Former Sunday Times photographer Tom Murray captured the group in July 1968.
The shots, known to fans as the mad day out' session, were displayed at the Chalfont Art and Framing Gallery, Little Chalfont where Mr Murray met fans.
One has been donated to Chesham-based children's charity Shed@ThePark, part of the Chicken Shed theatre company.
Forty years on from the famous shoot Mr Murray chatted to fans about his extraordinary day with the famous pop group on the planet.
He told Bucks Free Press he did not know who he was to photograph - only it was a "rock group".
He said: "I spent the day with the four most famous boys in the world and I couldn't believe I was photographing them. They are wonderful pictures.
"They were great fun and we got on well because we were about the same age."

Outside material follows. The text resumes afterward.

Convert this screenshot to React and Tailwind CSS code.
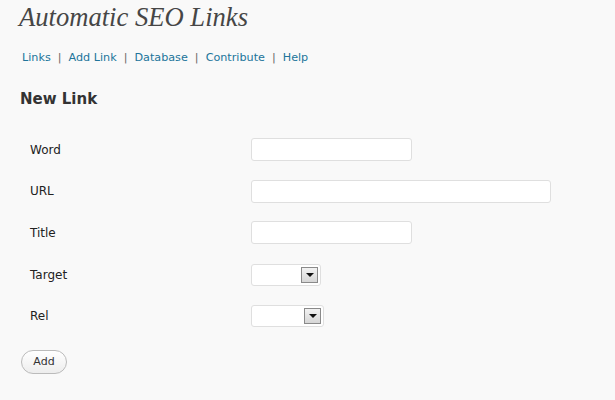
import React from "react";

function SelectBox({ width }) {
  return (
    <div className={`flex h-[22px] ${width} items-center justify-end rounded-[3px] border border-[#dfdfdf] bg-white pr-[2px]`}>
      <div className="flex h-[16px] w-[17px] items-center justify-center border border-[#8a8a8a] bg-gradient-to-b from-[#f2f2f2] to-[#d6d6d6]">
        <div className="h-0 w-0 border-x-[4px] border-t-[4px] border-x-transparent border-t-[#111]" />
      </div>
    </div>
  );
}

export default function App() {
  const rows = [
    { label: "Word", field: <div className="h-[23px] w-[161px] rounded-[3px] border border-[#dfdfdf] bg-white" /> },
    { label: "URL", field: <div className="h-[23px] w-[300px] rounded-[3px] border border-[#dfdfdf] bg-white" /> },
    { label: "Title", field: <div className="h-[23px] w-[161px] rounded-[3px] border border-[#dfdfdf] bg-white" /> },
    { label: "Target", field: <SelectBox width="w-[70px]" /> },
    { label: "Rel", field: <SelectBox width="w-[73px]" /> },
  ];

  return (
    <div className="h-[400px] w-[615px] overflow-hidden bg-[#f9f9f9] font-['DejaVu_Sans',Verdana,sans-serif] text-[#333]">
      <h1 className="pl-[19px] pt-[2px] font-['Liberation_Serif',Georgia,serif] text-[26.6px] italic leading-[30px] text-[#464646]">
        Automatic SEO Links
      </h1>

      <div className="mt-[19px] flex pl-[22px] text-[11.2px] leading-[14px] text-[#21759b]">
        <span>Links</span>
        <span className="px-[7px] text-[#666]">|</span>
        <span>Add Link</span>
        <span className="px-[7px] text-[#666]">|</span>
        <span>Database</span>
        <span className="px-[7px] text-[#666]">|</span>
        <span>Contribute</span>
        <span className="px-[7px] text-[#666]">|</span>
        <span>Help</span>
      </div>

      <h2 className="mt-[25px] pl-[20px] text-[15px] font-bold leading-[18px] text-[#333]">New Link</h2>

      <div className="mt-[21px] flex flex-col pl-[20px]">
        {rows.map((r) => (
          <div key={r.label} className="grid h-[41.6px] grid-cols-[231px_1fr] items-center">
            <span className="pl-[10px] text-[12px] text-[#222]">{r.label}</span>
            {r.field}
          </div>
        ))}
      </div>

      <div className="mt-[11px] pl-[21px]">
        <button className="h-[24px] w-[46px] rounded-full border border-[#bbb] bg-gradient-to-b from-white to-[#ededed] text-[11px] text-[#333]">
          Add
        </button>
      </div>
    </div>
  );
}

The group had not toured for two years by the time the picture was taken and no longer had the mop top image which made them famous.
Yet he said the group was still noticed by fans - including a mob of girls outside Paul McCartney's house, where one of his 23 pictures were taken.
Mr Murray - the youngest ever photographer to be commissioned to photo the Royals - said: "To sum up what the photos are about, I think really it's that corny old thing that it captured the moment, London in the swinging 60s."
Among his other portraits are stars such as Richard Burton, Elizabeth Taylor, Dustin Hoffman and designers Ralph Lauren and Giorgio Armani.
Ian Morris, who owns the gallery in White Lion Road, said: "It's unusual and a great honour to have the artist himself present and certainly to have something as celebrated as the Beatles is very rare."
Shed@ThePark will auction the picture, thought to be worth at least £5,000.
Lyndsey Gonzalez-Romero artistic director said: "It's such a great opportunity for us because the Beatles are such iconic figures and as a charity, this funding and support is obviously so valuable to us."